Why all that context? I don't know. My memory isn't normally that good. Nowadays, of course, I can't remember where I left my damn car in the supermarket parking lot. Muggeridge's essay is good; but I've read a lot of much better stuff without retaining so much context around the reading of it. On general psychological grounds, I'd surmise that I was in the grip of some emotional turmoil: to do with the girl I fancied, perhaps, or the girl I was actually dating, with whom relations were fast deteriorating. I have no memory of such emotions; but that's how the mind works sometimes.
Well, I recalled that somewhere in my fruitless googling I had come across a British site selling old magazines, including the relevant issue of New Statesman. On a whim I hit Ctrl-H, found the site, and placed an order.

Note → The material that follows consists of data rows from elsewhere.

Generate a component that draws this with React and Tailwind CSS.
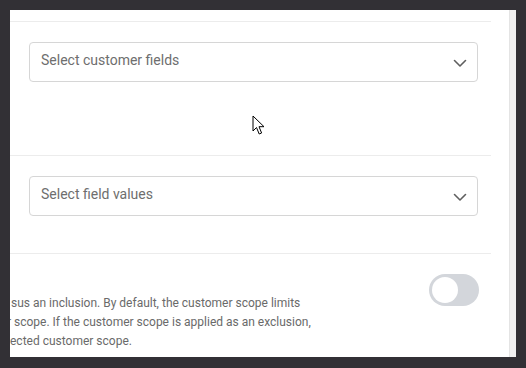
const Chevron = () => (
  <svg width="14" height="14" viewBox="0 0 14 14" fill="none" className="text-[#5f5f5f]">
    <path d="M1.5 4.5L7 10L12.5 4.5" stroke="currentColor" strokeWidth="1.6" strokeLinecap="round" strokeLinejoin="round" />
  </svg>
);

const SelectBox = ({ placeholder }) => (
  <div className="ml-[19px] w-[449px] h-[40px] rounded-[4px] border border-[#d6d6d6] bg-white flex items-center justify-between pl-[11px] pr-[10px]">
    <span className="text-[14px] text-[#6e6e6e] -mt-[3px]">{placeholder}</span>
    <span className="mt-[2px]">
      <Chevron />
    </span>
  </div>
);

const Cursor = () => (
  <svg width="14" height="21" viewBox="0 0 14 21" className="absolute left-[242px] top-[105px]">
    <path d="M1 1L1 16L4.5 12.5L7.2 19L9.6 18L7 11.7L12 11.7Z" fill="white" stroke="black" strokeWidth="1" strokeLinejoin="round" />
  </svg>
);

export default function App() {
  return (
    <div className="w-[526px] h-[368px] bg-[#323035] p-[10px] font-['Roboto',sans-serif]">
      <div className="relative flex w-[506px] h-[347px] overflow-hidden">
        <div className="flex-1 bg-white flex flex-col">
          <div className="h-[11px]" />
          <div className="h-px w-[481px] bg-[#ececec]" />
          <div className="pt-[20px] h-[133px]">
            <SelectBox placeholder="Select customer fields" />
          </div>
          <div className="h-px w-[481px] bg-[#ececec]" />
          <div className="pt-[20px] h-[97px]">
            <SelectBox placeholder="Select field values" />
          </div>
          <div className="h-px w-[481px] bg-[#ececec]" />
          <div className="flex pt-[20px]">
            <div className="flex-1 pt-[20px] text-[12px] leading-[19px] text-[#6a6a6a] whitespace-nowrap">
              <div className="ml-[1px]">sus an inclusion. By default, the customer scope limits</div>
              <div className="-ml-[3px]">r scope. If the customer scope is applied as an exclusion,</div>
              <div className="ml-0">ected customer scope.</div>
            </div>
            <div className="mr-[30px] w-[50px] h-[32px] rounded-full bg-[#d3d6db] p-[3px] flex items-start">
              <div className="w-[26px] h-[26px] rounded-full bg-white" />
            </div>
          </div>
        </div>
        <div className="w-[7px] bg-[#f1f1f1] border-l border-[#e4e4e4]" />
        <Cursor />
      </div>
    </div>
  );
}
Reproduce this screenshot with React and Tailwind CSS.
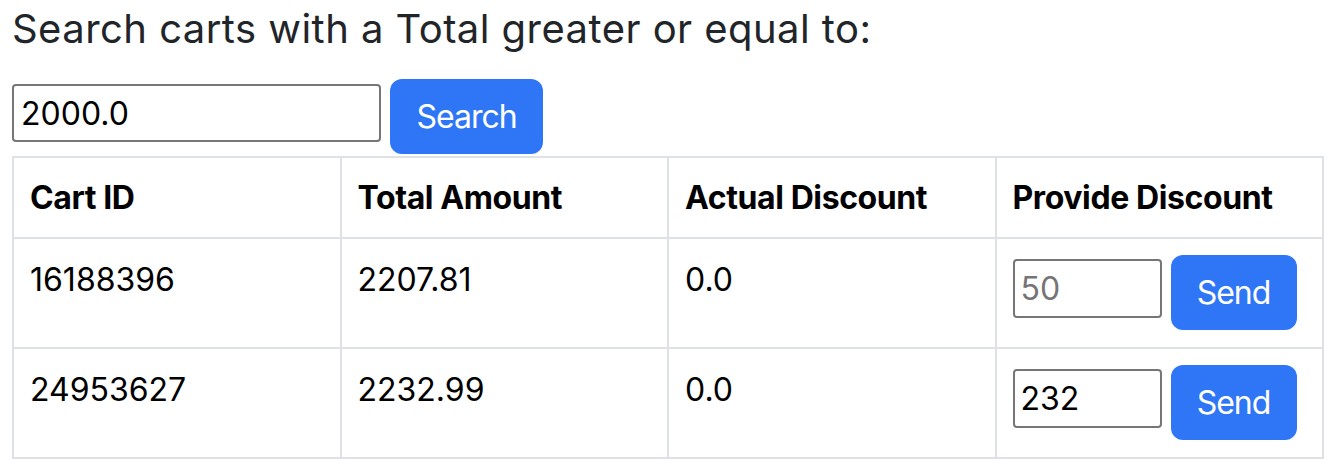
import React from "react";

const rows = [
  { id: "16188396", total: "2207.81", discount: "0.0", value: "", placeholder: "50" },
  { id: "24953627", total: "2232.99", discount: "0.0", value: "232", placeholder: "" },
];

export default function App() {
  return (
    <div className="min-h-[470px] bg-white px-[12px] font-['Inter',sans-serif]">
      <h1 className="pt-[5px] text-[40px] leading-[48px] font-normal tracking-[0.45px] text-[#212529]">
        Search carts with a Total greater or equal to:
      </h1>
      <div className="mt-[26px] flex items-start gap-[9px]">
        <input
          type="text"
          defaultValue="2000.0"
          className="mt-[5px] h-[58px] w-[369px] rounded-[4px] border-2 border-[#767676] bg-white px-[7px] text-[32px] text-black outline-none"
        />
        <button className="h-[75px] w-[153px] rounded-[12px] bg-[#2f76f6] text-[32px] tracking-[-1px] text-white">
          Search
        </button>
      </div>
      <table className="mt-[2px] w-full table-fixed border-collapse border-2 border-[#dee2e6] text-left text-black">
        <thead>
          <tr>
            {["Cart ID", "Total Amount", "Actual Discount", "Provide Discount"].map((h) => (
              <th
                key={h}
                className="border-2 border-[#dee2e6] px-[16px] py-[16px] align-bottom text-[32px] leading-[47px] font-bold tracking-[-0.4px]"
              >
                {h}
              </th>
            ))}
          </tr>
        </thead>
        <tbody>
          {rows.map((r) => (
            <tr key={r.id}>
              <td className="border-2 border-[#dee2e6] px-[16px] pt-[17px] pb-[15px] align-top text-[32px] leading-[48px]">{r.id}</td>
              <td className="border-2 border-[#dee2e6] px-[16px] pt-[17px] pb-[15px] align-top text-[32px] leading-[48px]">{r.total}</td>
              <td className="border-2 border-[#dee2e6] px-[16px] pt-[17px] pb-[15px] align-top text-[32px] leading-[48px]">{r.discount}</td>
              <td className="border-2 border-[#dee2e6] px-[16px] py-[16px] align-top">
                <div className="flex h-[76px] items-start gap-[9px]">
                  <input
                    type="text"
                    defaultValue={r.value}
                    placeholder={r.placeholder}
                    className="mt-[4px] h-[59px] w-[149px] rounded-[4px] border-2 border-[#767676] bg-white px-[6px] text-[32px] text-black outline-none placeholder:text-[#757575]"
                  />
                  <button className="h-[75px] w-[126px] rounded-[12px] bg-[#2f76f6] text-[32px] tracking-[-1px] text-white">
                    Send
                  </button>
                </div>
              </td>
            </tr>
          ))}
        </tbody>
      </table>
    </div>
  );
}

Now I own the March 11th, 1966 issue of New Statesman, Muggeridge and all. You should imagine me turning the pages slowly, dropping a nostalgic tear now and then.
As a public service, I have scanned in "The Great Liberal Death-Wish." You can read it here. It's a bit of a Cold War period-piece, but prime Muggeridge — the man could hardly write a dull word:
There is a story (probably apocryphal) that in the days of the Third Reich a Nazi procession included a contingent of liberal intellectuals bearing the banner: "Down With Us!" Had they but known it, they were speaking on behalf of all liberals everywhere.
Math Corner. Just a brainteaser to see you through coffee break.
Representing a positive whole number as the sum of two squares is an old problem, going back at least to Diophantus. It gets three full pages in Hardy and Wright's Theory of Numbers. There is stuff all over the internet.
Representing a number as the difference of two squares is less worked over, frankly because it's easier.
So give it a try. In how many way can you express 90,000 as the difference of two squares? The numbers you're squaring should of course be positive (> zero) whole numbers.
Are there any numbers that can't be so expressed?